Son Feci Bisiklet’in albümü ‘Kötü Şeyler’e geçiyorum ardından... Albümün enstrümanları çok güzel tınlarken kulağa, vokalin şarkı söyleyişi rahatsız edici. Bu iyi anlamda bir rahatsızlık değil, çünkü vokalin ne dediği anlaşılmıyor. Bu da albümün mastering’ini Los Angeles’ta yaptırmalarından kaynaklı. Mastering’i yapan Brian Locey, müzikal anlamda temiz bir ses sunarken, hakim olamadığı Türkçe vokalleri farkında olmadan yok ediyor ve kelimeleri anlaşılmıyor. Albümün sözlerini asla anlamadığım için müziği sadece zihnimde kalıyor. Umarım konserde şarkıları böyle söylemiyorlardır.
Ars Longa’nın teklisi ‘Yüreğim İmparator’a ise bayıldım. ‘Müzikte gitarlarla da Doğu ve Batı’yı nasıl birleştirilir’i çok nazik bir şekilde bize sunmuşlar. Şarkıdaki tek rahatsız edici kısım arada sayıklama olarak gelen kadın sesi... Ah be ne gerek vardı, o kısmı şarkıya eklemenin. Dünden bugüne müziğini geleştirebilmiş hatta daha kaliteli bir vokalle bunu sunabilmiş nadir gruplardan. Bu teklinin heyecanı ile albümü dört gözle bekliyorum.
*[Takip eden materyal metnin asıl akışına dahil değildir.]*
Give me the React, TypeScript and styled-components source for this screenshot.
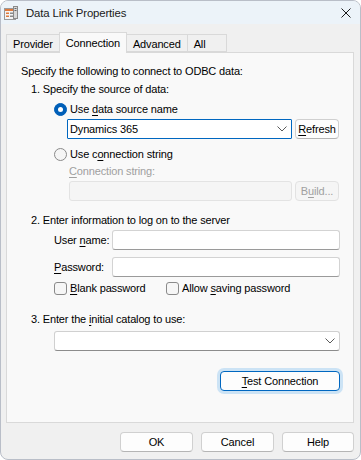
import React from "react";
import styled, { createGlobalStyle } from "styled-components";

const GlobalStyle = createGlobalStyle`
  html, body {
    margin: 0;
    padding: 0;
    background: #ffffff;
  }
  body {
    font-family: "Liberation Sans", Arial, sans-serif;
    font-size: 11px;
    line-height: 16px;
    letter-spacing: -0.15px;
    color: #000;
  }
  * {
    box-sizing: border-box;
  }
`;

const Window = styled.div`
  width: 361px;
  height: 460px;
  border: 1px solid #b9bec8;
  border-radius: 8px;
  background: #f0f0f0;
  overflow: hidden;
  display: flex;
  flex-direction: column;
`;

const TitleBar = styled.div`
  height: 23px;
  background: #ecf3f9;
  display: flex;
  align-items: center;
  padding-left: 2px;
  padding-right: 9px;
`;

const TitleText = styled.span`
  font-size: 11.4px;
  color: #1a1a1a;
  margin-left: 7px;
  flex: 1;
`;

const Body = styled.div`
  flex: 1;
  display: flex;
  flex-direction: column;
  padding: 8px 6px 0 5px;
`;

const TabStrip = styled.div`
  display: flex;
  align-items: flex-end;
  height: 20px;
  padding-left: 1px;
  position: relative;
  z-index: 1;
`;

const Tab = styled.div<{ $active?: boolean }>`
  height: ${(p) => (p.$active ? "21px" : "18px")};
  margin-bottom: ${(p) => (p.$active ? "-1px" : "0")};
  padding: 0 6px;
  min-width: 40px;
  background: ${(p) => (p.$active ? "#f9f9f9" : "#f0f0f0")};
  border: 1px solid #d9d9d9;
  border-bottom: ${(p) => (p.$active ? "none" : "1px solid #d9d9d9")};
  margin-left: -1px;
  display: flex;
  align-items: center;
  padding-top: ${(p) => (p.$active ? "0" : "1px")};
  white-space: nowrap;
`;

const Panel = styled.div`
  height: 371px;
  background: #f9f9f9;
  border: 1px solid #d9d9d9;
  padding: 10px 13px 0 14px;
  display: flex;
  flex-direction: column;
`;

const Line = styled.div<{ $indent?: number; $top?: number; $disabled?: boolean }>`
  height: 16px;
  line-height: 16px;
  margin-left: ${(p) => p.$indent ?? 0}px;
  margin-top: ${(p) => p.$top ?? 0}px;
  color: ${(p) => (p.$disabled ? "#a0a0a0" : "#000")};
  white-space: nowrap;
`;

const Row = styled.div<{ $indent?: number; $top?: number }>`
  display: flex;
  align-items: center;
  min-height: 16px;
  margin-left: ${(p) => p.$indent ?? 0}px;
  margin-top: ${(p) => p.$top ?? 0}px;
  white-space: nowrap;
`;

const Mn = styled.u`
  text-decoration: underline;
  text-underline-offset: 2px;
  text-decoration-thickness: 1px;
`;

const RadioDot = styled.span<{ $checked?: boolean }>`
  width: 13px;
  height: 13px;
  border-radius: 50%;
  flex: none;
  margin-right: 3px;
  display: flex;
  align-items: center;
  justify-content: center;
  background: ${(p) => (p.$checked ? "#005fb8" : "#f5f5f5")};
  border: 1px solid ${(p) => (p.$checked ? "#005fb8" : "#8a8a8a")};
  &::after {
    content: "";
    display: ${(p) => (p.$checked ? "block" : "none")};
    width: 5px;
    height: 5px;
    border-radius: 50%;
    background: #ffffff;
  }
`;

const CheckBox = styled.span`
  width: 13px;
  height: 13px;
  border-radius: 3px;
  flex: none;
  margin-right: 3px;
  background: #f6f6f6;
  border: 1px solid #8a8a8a;
`;

const Combo = styled.div<{ $width: number; $focused?: boolean }>`
  width: ${(p) => p.$width}px;
  height: 20px;
  background: #ffffff;
  border: 1px solid ${(p) => (p.$focused ? "#0067c0" : "#d0d0d0")};
  border-bottom-color: ${(p) => (p.$focused ? "#0067c0" : "#8c8c8c")};
  border-radius: ${(p) => (p.$focused ? "1px" : "3px")};
  display: flex;
  align-items: center;
  padding-left: 2px;
  padding-right: 4px;
`;

const ComboText = styled.span`
  flex: 1;
`;

const TextBox = styled.div<{ $width: number; $disabled?: boolean }>`
  width: ${(p) => p.$width}px;
  height: 20px;
  background: ${(p) => (p.$disabled ? "#f5f5f5" : "#ffffff")};
  border: 1px solid ${(p) => (p.$disabled ? "#e3e3e3" : "#d3d3d3")};
  border-bottom-color: ${(p) => (p.$disabled ? "#e3e3e3" : "#9a9a9a")};
  border-radius: 3px;
`;

const Button = styled.div<{ $width: number; $disabled?: boolean }>`
  width: ${(p) => p.$width}px;
  height: 20px;
  background: ${(p) => (p.$disabled ? "#f5f5f5" : "#fdfdfd")};
  color: ${(p) => (p.$disabled ? "#a0a0a0" : "#000")};
  border: 1px solid ${(p) => (p.$disabled ? "#e2e2e2" : "#d0d0d0")};
  border-bottom-color: ${(p) => (p.$disabled ? "#e2e2e2" : "#b5b5b5")};
  border-radius: 4px;
  display: flex;
  align-items: center;
  justify-content: center;
  white-space: nowrap;
  flex: none;
`;

const SideButton = styled(Button)`
  margin-left: 3px;
`;

const DefaultButton = styled(Button)`
  border: 1px solid #0067c0;
  box-shadow: 0 0 0 3px #cce3f5;
  margin-top: 20px;
  align-self: flex-end;
`;

const Label = styled.span<{ $width?: number }>`
  width: ${(p) => (p.$width ? `${p.$width}px` : "auto")};
  flex: none;
`;

const Footer = styled.div`
  display: flex;
  justify-content: flex-end;
  gap: 8px;
  padding-top: 9px;
`;

const Chevron = () => (
  <svg width="10" height="6" viewBox="0 0 10 6">
    <polyline points="0.5,0.5 5,5 9.5,0.5" fill="none" stroke="#5a5a5a" strokeWidth="1" />
  </svg>
);

const AppIcon = () => (
  <svg width="16" height="16" viewBox="0 0 16 16">
    <rect x="1.5" y="3.5" width="11" height="11" fill="#f4f4f4" stroke="#9a9a9a" />
    <rect x="2" y="4" width="10" height="2" fill="#e07a3c" />
    <rect x="3" y="7.5" width="3" height="1.5" fill="#e07a3c" />
    <rect x="3" y="10.5" width="3" height="1.5" fill="#e07a3c" />
    <rect x="7" y="7.5" width="4" height="1.5" fill="#8a8a8a" />
    <rect x="7" y="10.5" width="4" height="1.5" fill="#8a8a8a" />
    <rect x="10.5" y="1.5" width="4" height="12" fill="#d8d8d8" stroke="#8a8a8a" />
    <rect x="11.5" y="3" width="2" height="1" fill="#666" />
    <rect x="11.5" y="5" width="2" height="1" fill="#666" />
  </svg>
);

const CloseIcon = () => (
  <svg width="10" height="10" viewBox="0 0 10 10">
    <path d="M0.5 0.5 L9.5 9.5 M9.5 0.5 L0.5 9.5" stroke="#1a1a1a" strokeWidth="1" />
  </svg>
);

export default function App() {
  return (
    <>
      <GlobalStyle />
      <Window>
        <TitleBar>
          <AppIcon />
          <TitleText>Data Link Properties</TitleText>
          <CloseIcon />
        </TitleBar>
        <Body>
          <TabStrip>
            <Tab>Provider</Tab>
            <Tab $active>Connection</Tab>
            <Tab>Advanced</Tab>
            <Tab>All</Tab>
          </TabStrip>
          <Panel>
            <Line>Specify the following to connect to ODBC data:</Line>
            <Line $indent={10} $top={2}>1. Specify the source of data:</Line>
            <Row $indent={33} $top={4}>
              <RadioDot $checked />
              <span>
                Use <Mn>d</Mn>ata source name
              </span>
            </Row>
            <Row $indent={46} $top={2}>
              <Combo $width={225} $focused>
                <ComboText>Dynamics 365</ComboText>
                <Chevron />
              </Combo>
              <SideButton $width={44}>
                <span>
                  <Mn>R</Mn>efresh
                </span>
              </SideButton>
            </Row>
            <Row $indent={33} $top={7}>
              <RadioDot />
              <span>
                Use c<Mn>o</Mn>nnection string
              </span>
            </Row>
            <Line $indent={48} $top={1} $disabled>
              <Mn>C</Mn>onnection string:
            </Line>
            <Row $indent={48} $top={2}>
              <TextBox $width={223} $disabled />
              <SideButton $width={44} $disabled>
                <span>
                  B<Mn>u</Mn>ild...
                </span>
              </SideButton>
            </Row>
            <Line $indent={10} $top={11}>2. Enter information to log on to the server</Line>
            <Row $indent={33} $top={2}>
              <Label $width={58}>
                User <Mn>n</Mn>ame:
              </Label>
              <TextBox $width={229} />
            </Row>
            <Row $indent={33} $top={7}>
              <Label $width={58}>
                <Mn>P</Mn>assword:
              </Label>
              <TextBox $width={229} />
            </Row>
            <Row $indent={33} $top={3}>
              <CheckBox />
              <Label $width={96}>
                <Mn>B</Mn>lank password
              </Label>
              <CheckBox />
              <span>
                Allow <Mn>s</Mn>aving password
              </span>
            </Row>
            <Line $indent={10} $top={15}>
              3. Enter the <Mn>i</Mn>nitial catalog to use:
            </Line>
            <Row $indent={33} $top={4}>
              <Combo $width={287}>
                <ComboText />
                <Chevron />
              </Combo>
            </Row>
            <DefaultButton $width={120}>
              <span>
                <Mn>T</Mn>est Connection
              </span>
            </DefaultButton>
          </Panel>
          <Footer>
            <Button $width={73}>OK</Button>
            <Button $width={73}>Cancel</Button>
            <Button $width={72}>Help</Button>
          </Footer>
        </Body>
      </Window>
    </>
  );
}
Artık sıkan rock festivalleri
Gelgelelim ülkedeki müzik sahnelerine... Malumunuz hala rock festivalleri bocalaması da yaşanıyor. Kocaeli’nden Ankara’ya kadar aslında konser niteliğindeki festivaller yapmaya devam ediyorlar. Yine aynı rock müzisyenleri... Duman, Athena, Mor ve Ötesi, Teoman, Şebnem Ferah... Ne yeni single, ne de yeni bir proje işleri olmadan bütün yazı turnede geçirdiler, kesmedi bu seneyi de bitiriyorlar. Ne şekil bir tembelliktir bu, çözemedim. Aslında turnede sayılmaz bu... Bir bütünlüğü olmayan sahne gösterileri yapıyorlar. Seyirciye aynı yemeği ısıtıp ısıtıp veren, bir restoran gibiler. Hakkını yememem lazım Hayko Cepkin gibi sahnede yapacaklarını ince ince düşünüp seyircisine her konserlerde farklılık sunan müzisyenler de var. Ama gençler ne olursa olsun yeni şarkılar üretmeye devam ediyor, umarım kült olmuş müzisyenlerimiz bu yeni albümlerini çıkarmış isimlerden ders çıkarmayı bilir...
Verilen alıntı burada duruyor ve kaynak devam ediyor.